Of late, however, others of you have chided me for not saying
enough. To a person, everyone who has asked for something
"more" has asked for something "harder"
(you interpret the words "more" and "harder"
however you like).
As to
whether we are nearing the end of this ordeal, who can say?
Certainly not me. It is hard to believe that over a year has
passed since we first heard the name "Monica." "It
feels," says James Wall, "more like a decade since
we entered this Slough of Despond" ... which (as you
John Bunyan fans will remember) was one of the tougher ports
of call in Pilgrim's Progress ... and which also included
the Valley of Humiliation, another location all-too-familiar
to all-too-many in this seedy scenario.
One reason
for parceling my words is not the politics involved, but my
fear of adding to what has already become an overkill of voices.
Yet, pastoral conversations keep putting me in the middle
... certainly weekly, if not daily. A government teacher calls
to talk about his Christian understanding of "principle"
and his academic understanding of "process" ...
lamenting his inability to reconcile the two. While another
good friend and church member, happily headed for next Thursday's
National Prayer Breakfast in Washington, D.C., calls to talk
about what he should do with his hands when the President
enters and they play "Hail to the Chief."
Those,
like many others, were good discussions. But since they were
private ones, I shall not replay them here. But, in keeping
with our text ... and my premise (about the moral expectations
of God) ... let me (in the words of another troubled and tumbled
president) be perfectly clear. Concerning those things with
which the President has been charged ... including those to
which he has already admitted:
All
of them may be rationalizable
A few
of them may be explainable
But
none of them is justifiable.
In the
eyes of the church, these things are morally wrong and spiritually
bankrupt. And concerning God's opinion:
There
are no presidents in the Bible. No democracies, either. But
there are kings. Lots of kings. Some of them, called by God.
Some of them, permitted by God. Some of them, endured by God.
In my search of God's dealings with them, he consistently
held them to a higher line than those below them ... placing,
in the mouths of priests and prophets, harsh words for those
who fell down or fouled up. So much for the argument that
we should lower the bar for the leader, because the bar has
already been lowered by everybody else.
Now, as
to whether he should be deposed as well as denounced, on that
the Bible is less clear. Some kings were found wanting and
sent packing. Others were not. Of the ones who stayed, some
were redeemed ... some were overthrown eventually ... and
some reigned until death. While a few, like Cyrus of Persia,
were used as instruments of God's will in spite of their wicked
ways. As concerns the outcome of President Clinton's trial
(be it conviction, censure, acquittal or finding-of-fact),
I know what I might like. But I do not know what God might
say.
Were it
I (in the President's place), we wouldn't be here today. For
I would be gone ... with a resignation that expressed repentance,
sought forgiveness and offered restitution. I would have resigned
in an effort to salvage whatever remained of my integrity
and I would have tendered that resignation as a gift to the
church (or, in Bill's case, the nation). But he has not chosen
that route. The route he has chosen is championed by some
as a marvelous act of perseverance (which it surely is), and
by others as the ultimate act of arrogance (which it also
is). I tilt toward the latter, finding myself unable to fathom
the idea that only I could (and, therefore, should) lead this
church ... or this nation.
But my
call is not his call. And so I trust the process. Which some
would like to lengthen, while others would like to shorten.

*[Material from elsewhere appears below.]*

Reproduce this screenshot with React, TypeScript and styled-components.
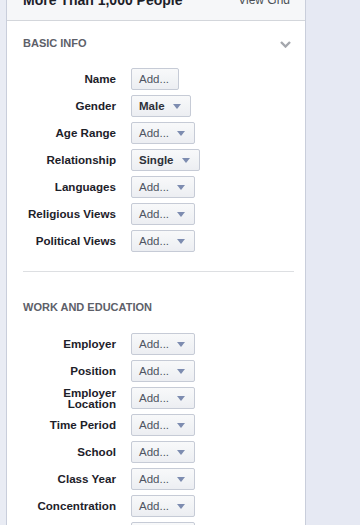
import React from "react";
import styled, { createGlobalStyle } from "styled-components";

const Global = createGlobalStyle`
  html, body { margin: 0; padding: 0; }
  body {
    background: #e6e9f3;
    font-family: "Liberation Sans", Arial, sans-serif;
    overflow: hidden;
  }
`;

const Page = styled.div`
  display: flex;
  height: 525px;
  overflow: hidden;
`;

const Gutter = styled.div`
  width: 6px;
  background: #e9ecf4;
  border-right: 1px solid #c9cedb;
  flex: none;
`;

const Panel = styled.div`
  width: 298px;
  flex: none;
  background: #fff;
  border-right: 1px solid #c9cedb;
`;

const TopBar = styled.div`
  margin-top: -20px;
  height: 40px;
  background: #f6f7f9;
  border-bottom: 1px solid #d3d6db;
  display: flex;
  align-items: center;
  justify-content: space-between;
  padding: 0 15px 0 16px;
`;

const TopTitle = styled.div`
  font-size: 14px;
  font-weight: bold;
  color: #1d2129;
`;

const TopLink = styled.div`
  font-size: 12px;
  color: #4b4f56;
`;

const Section = styled.div`
  padding: 0 11px 0 16px;
`;

const SectionHead = styled.div<{ $top: number; $bottom: number }>`
  display: flex;
  align-items: center;
  justify-content: space-between;
  padding-top: ${(p) => p.$top}px;
  padding-bottom: ${(p) => p.$bottom}px;
  height: 12px;
  box-sizing: content-box;
`;

const SectionTitle = styled.div`
  font-size: 11px;
  font-weight: bold;
  color: #5d6069;
  text-transform: uppercase;
  line-height: 12px;
`;

const Chevron = styled.svg`
  width: 11px;
  height: 7px;
  margin-right: 3px;
  margin-top: 2px;
`;

const Rows = styled.div`
  display: flex;
  flex-direction: column;
`;

const Row = styled.div`
  display: grid;
  grid-template-columns: 93px auto;
  column-gap: 15px;
  align-items: center;
  height: 27px;
`;

const Label = styled.div`
  text-align: right;
  font-size: 11.6px;
  font-weight: bold;
  color: #1d2129;
  line-height: 11px;
`;

const Button = styled.div<{ $bold?: boolean }>`
  justify-self: start;
  display: inline-flex;
  align-items: center;
  gap: 8px;
  height: 20px;
  padding: 0 9px 0 7px;
  border: 1px solid #c6cbd6;
  border-radius: 2px;
  background: linear-gradient(#f8f9fa, #eceef2);
  font-size: 11.5px;
  font-weight: ${(p) => (p.$bold ? "bold" : "normal")};
  color: ${(p) => (p.$bold ? "#2d3039" : "#4e5462")};
  box-sizing: content-box;
  margin-top: 1px;
`;

const Arrow = styled.span`
  width: 0;
  height: 0;
  border-left: 4px solid transparent;
  border-right: 4px solid transparent;
  border-top: 5px solid #7d8cb0;
  margin-top: 1px;
`;

const Divider = styled.div`
  height: 1px;
  background: #dddfe2;
  margin-top: 17px;
`;

type Field = { label: React.ReactNode; value?: string; arrow?: boolean; bold?: boolean };

const basic: Field[] = [
  { label: "Name", value: "Add...", arrow: false },
  { label: "Gender", value: "Male", arrow: true, bold: true },
  { label: "Age Range", value: "Add...", arrow: true },
  { label: "Relationship", value: "Single", arrow: true, bold: true },
  { label: "Languages", value: "Add...", arrow: true },
  { label: "Religious Views", value: "Add...", arrow: true },
  { label: "Political Views", value: "Add...", arrow: true },
];

const work: Field[] = [
  { label: "Employer", value: "Add...", arrow: true },
  { label: "Position", value: "Add...", arrow: true },
  { label: <>Employer<br />Location</>, value: "Add...", arrow: true },
  { label: "Time Period", value: "Add...", arrow: true },
  { label: "School", value: "Add...", arrow: true },
  { label: "Class Year", value: "Add...", arrow: true },
  { label: "Concentration", value: "Add...", arrow: true },
  { label: "", value: "Add...", arrow: true },
];

function FieldRows({ items }: { items: Field[] }) {
  return (
    <Rows>
      {items.map((f, i) => (
        <Row key={i}>
          <Label>{f.label}</Label>
          <Button $bold={f.bold}>
            {f.value}
            {f.arrow && <Arrow />}
          </Button>
        </Row>
      ))}
    </Rows>
  );
}

export default function App() {
  return (
    <Page>
      <Global />
      <Gutter />
      <Panel>
        <TopBar>
          <TopTitle>More Than 1,000 People</TopTitle>
          <TopLink>View Grid</TopLink>
        </TopBar>
        <Section>
          <SectionHead $top={16} $bottom={16}>
            <SectionTitle>Basic Info</SectionTitle>
            <Chevron viewBox="0 0 11 7">
              <path d="M1 1 L5.5 5.5 L10 1" fill="none" stroke="#a4a7ad" strokeWidth="2.4" />
            </Chevron>
          </SectionHead>
          <FieldRows items={basic} />
          <Divider />
          <SectionHead $top={29} $bottom={17}>
            <SectionTitle>Work and Education</SectionTitle>
          </SectionHead>
          <FieldRows items={work} />
        </Section>
      </Panel>
    </Page>
  );
}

But this impeachment process ... at whatever length ... is
the present rule of law. And it may ... just may ... be the
gift of God.
Like the
rules to the game in the attic, now that we've found them,
they're old ... they're rusty ... they're badly in need of
revision ... and more than a little archaic. But they're what
we have. And while few would call them "a delight"

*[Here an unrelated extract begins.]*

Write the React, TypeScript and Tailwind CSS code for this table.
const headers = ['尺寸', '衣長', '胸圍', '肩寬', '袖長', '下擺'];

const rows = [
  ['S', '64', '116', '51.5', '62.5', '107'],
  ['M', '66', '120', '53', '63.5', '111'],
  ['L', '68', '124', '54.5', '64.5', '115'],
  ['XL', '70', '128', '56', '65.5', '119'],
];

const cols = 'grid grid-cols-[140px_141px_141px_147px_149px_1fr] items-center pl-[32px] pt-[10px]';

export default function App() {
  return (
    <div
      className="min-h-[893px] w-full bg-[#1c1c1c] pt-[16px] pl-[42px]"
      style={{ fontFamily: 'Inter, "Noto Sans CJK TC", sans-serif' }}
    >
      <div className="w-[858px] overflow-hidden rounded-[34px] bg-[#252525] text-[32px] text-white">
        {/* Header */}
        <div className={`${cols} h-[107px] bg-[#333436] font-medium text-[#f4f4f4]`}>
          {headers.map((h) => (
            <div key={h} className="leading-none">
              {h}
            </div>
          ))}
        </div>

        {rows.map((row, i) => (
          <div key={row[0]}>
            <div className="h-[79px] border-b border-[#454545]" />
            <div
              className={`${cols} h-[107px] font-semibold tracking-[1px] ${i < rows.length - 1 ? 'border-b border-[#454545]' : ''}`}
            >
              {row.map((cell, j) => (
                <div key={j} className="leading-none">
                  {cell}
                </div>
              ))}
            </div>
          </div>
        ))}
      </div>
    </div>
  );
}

(Psalm 1), they are steering us through the Valley of Anarchy.
Which
brings me to the need for a grace-full exit. Every time I
talk about a God who might conceivably expect something ...
let alone demand something ... of us, some of you begin to
squirm. I think it's performance anxiety. "Don't tell
us about that God," you say. "Tell us about the
graceful God ... the merciful God ... the God who forgives
and forgives, and then forgives some more. You describe that
God so well, Billy. Keep doing it."
And you're
right. I do ... describe that God, so well. And I will ...

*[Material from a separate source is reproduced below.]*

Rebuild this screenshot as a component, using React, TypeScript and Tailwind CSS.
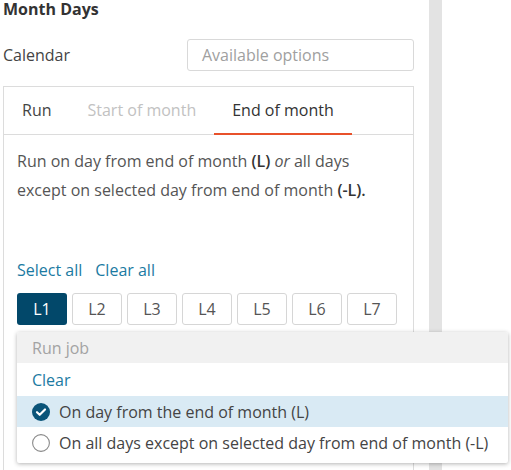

keep doing it, that is. But it has occurred to me that God's
forgiveness has absolutely no meaning until there has first
been a quarrel with God. And there can be no quarrel without
an acknowledgment that God might have good reason to be hacked
off, given the measurements He sets and the marks we achieve.
What's
more, I think that deep inside, all of us want to face the
force of God's expectations. We want to be taken seriously.
We want to feel that our work, our decisions, our choices
... even our failings ... matter at the highest level.
Let the
rabbi put a wrap on this with one last remembrance:
My grandfather
was a house painter in Lithuania, eking out a modest living.
But in addition to his public life as a painter, he had
a secret identity. My grandfather was one of God's agents
on earth, maintaining literacy and kindness in a sea of
ignorance and cruelty. His days, his every act, became important,
because he believed it mattered to God what he ate ... where
he went ... what he read ... how he earned and spent his
money ... how he respected his wife ... how he treated his
children ... and how he acknowledged his neighbors. That
sense of having to live up to God's standards redeemed my
grandfather's life from anonymity and insignificance. And
it can do the same for us.
Sad to
say, that Lithuanian can never be elected President. But all
of us can offer a daily prayer that his tribe may increase.